In a book written about the landmark Marbury v. Madison case published 2009, Cliff Sloan and David McKean retold a story told by Chief Justice John Roberts about a Russian judge who was chatting with European colleagues at a law conference somewhere in Europe:
When the Russian judge said that he would like to emulate the American judicial system, a European judge sneered, “Why did you come all the way here if you just want a can of Coke?” The Russian judge replied, “Actually, I do not like Coke. I like my wine French, my beer German, my vodka Russian, and my judicial institutions American.”
If there remain judges in Putin’s Russia who can freely express admiration of anything American, they may not feel the same way today. Even some on the left feel anguish after what William Barr calls the “abomination” that took place in Judge Juan Merchan’s New York court.
What destroys the judiciary’s reputation is its own collusion with forces seeking something other than the blindfolded justice that has been its proud ideal.

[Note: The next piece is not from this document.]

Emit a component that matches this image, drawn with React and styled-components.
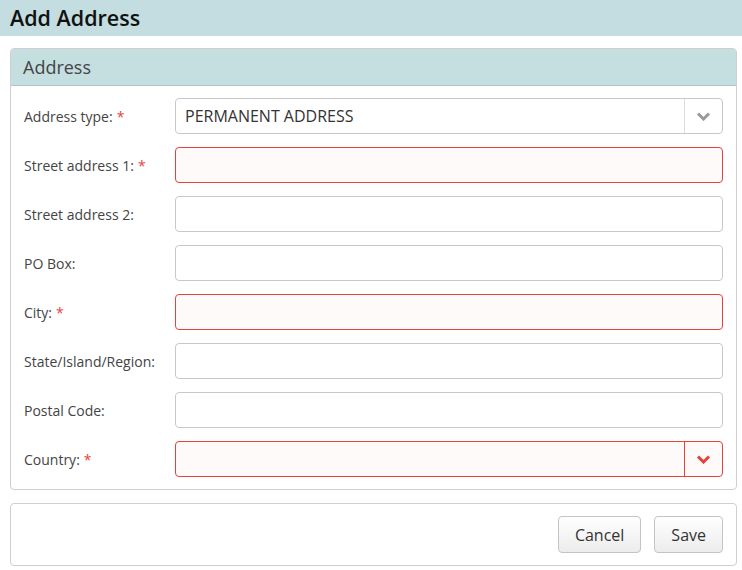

If we will still abide by the rule of law, then this verdict, unreversed, will establish a principle in law. Worse, it might be the harbinger of a new era in which law is no longer ruled by principle but is suborned to the whims of those who make law on the fly to suit their politics.
Let us say, for argument’s sake, that we are not yet at the full-blown nihilist stage, and our judges will continue to follow principles. The clearest precedent of this case is that the wall of restraint that characterized our country for more than two centuries is fallen and judges and prosecutors will be expected to intervene in elections on the flimsiest of pretenses, as long as the political atmosphere favors it. Those on the left might well dread that judicial systems of conservative cities or states might find a misdemeanor which an unrestrained legislature allows to be inflated into a felony. (READ MORE from Shmuel Klatzkin: Biden Distracts Americans. Turns on Israel With New Ceasefire Proposal)
This is particularly true given the vagueness of what was so central to the New York case, as Merchan defined it in his wildly off-the-wall jury instructions. Lurking beneath the steaming pile of allegations was the idea that the execution of a non-disclosure agreement was felonious corruption. If principle still applies, the lawyers who execute non-disclosure agreements every day in order to protect their clients’ reputations will have to tremble that they may be participants in a felony if their client is unpopular enough with those in power.
Suppose, to follow a line of reasoning Victor D. Hanson has mooted, that Idaho or Arkansas find a felony in the collusion of the press in scrubbing the record of Obama’s dinner with a Hamas supporter in the lead-up to the 2008 election, and their legislature writes a way to backdoor that felony through some peccadillo of the Obama campaign in that state. Or Biden and Blinken get shoe-horned into the same thing for their quashing of the Hunter Biden laptop story. The debate in which Biden said that the laptop accusation was a lie aired in every state. If this case establishes principle, then there is every reason to expect that Republicans will use it, too. As long as we are still dealing with principled law, the kind of law that drew the admiration of the Russian judge.
The discrediting of law comes about through the abuses of those who are entrusted with the judicial power. When Andrew Jackson defied the Supreme Court and expelled the Cherokees from their land, it did not discredit the judicial system. Same applies today, as Joe Biden brags about violating the SCOTUS decision that declared his cancelling of college loan debts as unconstitutional. The branches of government clash, and the American public has generally upheld the Supreme Court when it clashes with the Executive or the Legislatures. (The egregious Dred Scott decision stands as the greatest exception; the Taney court had to be corrected by years of civil war.)
What destroys the judiciary’s reputation is its own collusion with forces seeking something other than the blindfolded justice that has been its proud ideal. The Founders and the Framers were all too aware of how English law had been corrupted by tyrants and used solely to enforce political power. American lawyers’ training imbued the Common Law tradition, which under the banner of its most scholarly exponent, John Selden, carried forward the idea of constitutionality through civil war and dictatorship until it emerged triumphant.
Selden suffered for his view that all are constrained by law and the reigning executives cannot dictate what justice must be. For his troubles, he was several times imprisoned by puppet judges who stayed in their office only as long as the king was pleased with their rulings.
In his later years, Selden commented on judges ruefully to his dinner companions. One such comment:
We see the pageants in Cheapside, the lions and the elephants, but we do not see the men that carry them; we see the judges look big, look like lions, but we do not see who moves them.
He did not mean we don’t know who does.
Another shorter remark on the judiciary:
There could be no mischief done in the commonwealth without a judge.
It was this savvy knowledge of the realities of corruption that enabled constitutionalists like Selden and our Framers to construct an ethos of impartiality and devotion to justice, knowing that their restraint was all that lay between the new republic and the same old tyranny that stained history. (READ MORE: Welcome to Venezuela, America)
William Barr expressed confidence that the verdict Merchan shepherded through will be thrown out on appeal. Many others express the same confidence.
For the sake of all that is good and admirable about our system of justice, may that be true.